--- EXERCISE DESCRIPTION ---
Drop every picture. Then return, exactly, the lines from the beginning of the listing below through the one containing "const [target, setTarget] = useState('');".

######

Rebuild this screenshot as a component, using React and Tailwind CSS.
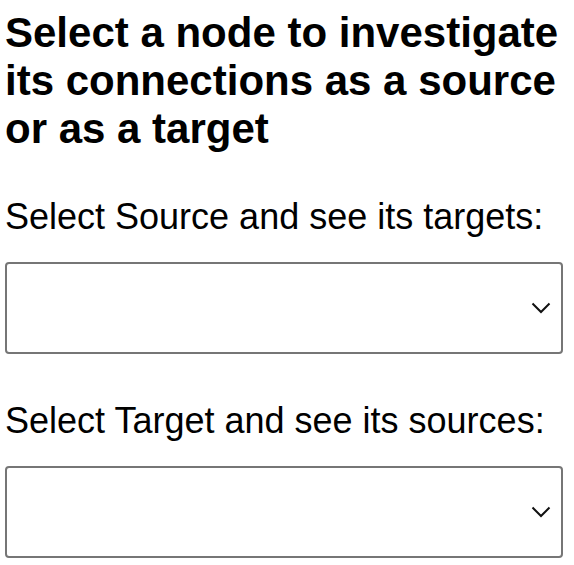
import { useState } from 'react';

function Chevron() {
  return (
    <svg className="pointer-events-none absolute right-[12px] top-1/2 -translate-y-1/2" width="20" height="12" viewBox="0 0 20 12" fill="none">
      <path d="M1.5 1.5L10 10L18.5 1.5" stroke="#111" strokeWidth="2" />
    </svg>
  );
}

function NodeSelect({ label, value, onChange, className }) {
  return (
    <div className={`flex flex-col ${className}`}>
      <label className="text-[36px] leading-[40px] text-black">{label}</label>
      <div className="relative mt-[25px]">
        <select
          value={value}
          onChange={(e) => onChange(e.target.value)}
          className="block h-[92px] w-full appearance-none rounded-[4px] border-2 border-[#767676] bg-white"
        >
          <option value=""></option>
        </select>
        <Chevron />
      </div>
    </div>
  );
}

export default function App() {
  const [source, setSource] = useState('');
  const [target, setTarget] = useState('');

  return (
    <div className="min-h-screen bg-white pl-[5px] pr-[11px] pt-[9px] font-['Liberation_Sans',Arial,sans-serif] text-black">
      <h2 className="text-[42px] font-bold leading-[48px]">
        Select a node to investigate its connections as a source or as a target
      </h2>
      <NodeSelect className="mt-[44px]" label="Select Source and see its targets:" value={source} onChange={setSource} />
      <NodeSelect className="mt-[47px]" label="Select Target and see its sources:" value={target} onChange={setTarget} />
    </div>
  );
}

######

--- RESULT OF THIS TASK ---
Rebuild this screenshot as a component, using React and Tailwind CSS.
import { useState } from 'react';

function Chevron() {
  return (
    <svg className="pointer-events-none absolute right-[12px] top-1/2 -translate-y-1/2" width="20" height="12" viewBox="0 0 20 12" fill="none">
      <path d="M1.5 1.5L10 10L18.5 1.5" stroke="#111" strokeWidth="2" />
    </svg>
  );
}

function NodeSelect({ label, value, onChange, className }) {
  return (
    <div className={`flex flex-col ${className}`}>
      <label className="text-[36px] leading-[40px] text-black">{label}</label>
      <div className="relative mt-[25px]">
        <select
          value={value}
          onChange={(e) => onChange(e.target.value)}
          className="block h-[92px] w-full appearance-none rounded-[4px] border-2 border-[#767676] bg-white"
        >
          <option value=""></option>
        </select>
        <Chevron />
      </div>
    </div>
  );
}

export default function App() {
  const [source, setSource] = useState('');
  const [target, setTarget] = useState('');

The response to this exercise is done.